Image found here: December issue of "New Scientist" (days 23-30 numbers 1696-1697) page 61

[4] Replacing ‘animals’ with two or more words isn't always necessary. Some sentences will naturally apply to all animals. For instance, ‘feeding plants to animals and then eating their flesh is an inefficient way to obtain nutrients’ is true of both cows and humans. There are situations where terms like individuals, beings, and lives can be used as pronouns for ‘nonhuman animals’. For instance, the sentence ‘more nonhuman animals are used for food than all other purposes’ could be followed with ‘less suffering is caused by those forms of exploitation that involve fewer individuals’.

[5] AR Zone. Chat with David Nibert (2011)

I have been critical of Nibert's position, which he took in his 2002 book "Animal Rights / Human Rights", for several years. This is my first effort to address it formally.

[6] If ‘human’ can be an adjective, then ‘raccoon’ can be an adjective.

[7] Additional example: ‘Millions of humans live with other animals’. When my mother lived with her spouse and two children, she lived with three other animals. Her children have left the home, but she still lives with three other animals: her spouse and two cats.

[8] David Nibert. "Animal Rights / Human Rights" (2002 book) pages 153, 26

[9] Ibidem at page XV. emphasis in original

[10] Ibidem at page 153

1 Comments:

Al said...

Personally, I prefer "other-than-human animal." I've seen Tom Regan use this phrase, and it makes sense to me. It's clunky, to be sure, but it means exactly what I want it to mean.

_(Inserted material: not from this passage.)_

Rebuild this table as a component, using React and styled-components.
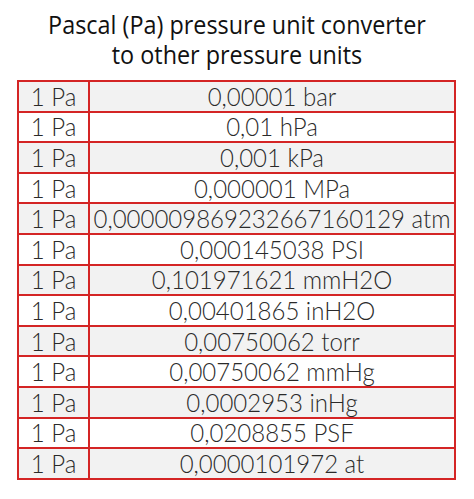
import React from "react";
import styled, { createGlobalStyle } from "styled-components";

const rows = [
  "0,00001 bar",
  "0,01 hPa",
  "0,001 kPa",
  "0,000001 MPa",
  "0,000009869232667160129 atm",
  "0,000145038 PSI",
  "0,101971621 mmH2O",
  "0,00401865 inH2O",
  "0,00750062 torr",
  "0,00750062 mmHg",
  "0,0002953 inHg",
  "0,0208855 PSF",
  "0,0000101972 at",
];

const GlobalStyle = createGlobalStyle`
  body {
    margin: 0;
    background: #fff;
  }
`;

const Page = styled.div`
  width: 474px;
  height: 499px;
  padding-top: 11px;
  box-sizing: border-box;
`;

const Title = styled.h1`
  margin: 0 0 11px;
  font-family: "Open Sans", sans-serif;
  font-weight: 400;
  font-size: 23.4px;
  line-height: 29px;
  color: #111;
  text-align: center;
  transform: scaleY(1.06);
`;

const Table = styled.table`
  margin-left: 17px;
  width: 439px;
  border-collapse: collapse;
  font-family: "Lato Light", Lato, sans-serif;
  font-weight: 300;
  font-size: 24px;
  color: #2a2a2a;
`;

const Row = styled.tr`
  height: 30.6px;
  background: ${(p) => (p.$shaded ? "#f2f2f2" : "#fff")};
`;

const Cell = styled.td`
  border: 2px solid #d42525;
  padding: 0 0 1px;
  text-align: center;
  line-height: 26px;
  white-space: nowrap;
  width: ${(p) => (p.$narrow ? "69px" : "auto")};
`;

/* the source image is slightly stretched vertically */
const Value = styled.span`
  display: inline-block;
  transform: scaleY(1.1);
`;

export default function App() {
  return (
    <Page>
      <GlobalStyle />
      <Title>
        Pascal (Pa) pressure unit converter
        <br />
        to other pressure units
      </Title>
      <Table>
        <tbody>
          {rows.map((value, i) => (
            <Row key={i} $shaded={i % 2 === 0}>
              <Cell $narrow>
                <Value>1 Pa</Value>
              </Cell>
              <Cell>
                <Value>{value}</Value>
              </Cell>
            </Row>
          ))}
        </tbody>
      </Table>
    </Page>
  );
}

I do think there's something to the assertion that starting a word with "non" makes what follows it seem like the norm, so I try to avoid "nonhuman." I know it's a matter of interpretation though, and that "nonhuman" doesn't, in itself, degrade other-than-human animals. And I recognize that "other-than-human animals" places those animals in an "other" category, and that in itself can lead to negative connotations. But given the choice, I think "other than human" has a more positive ring to it than "not human."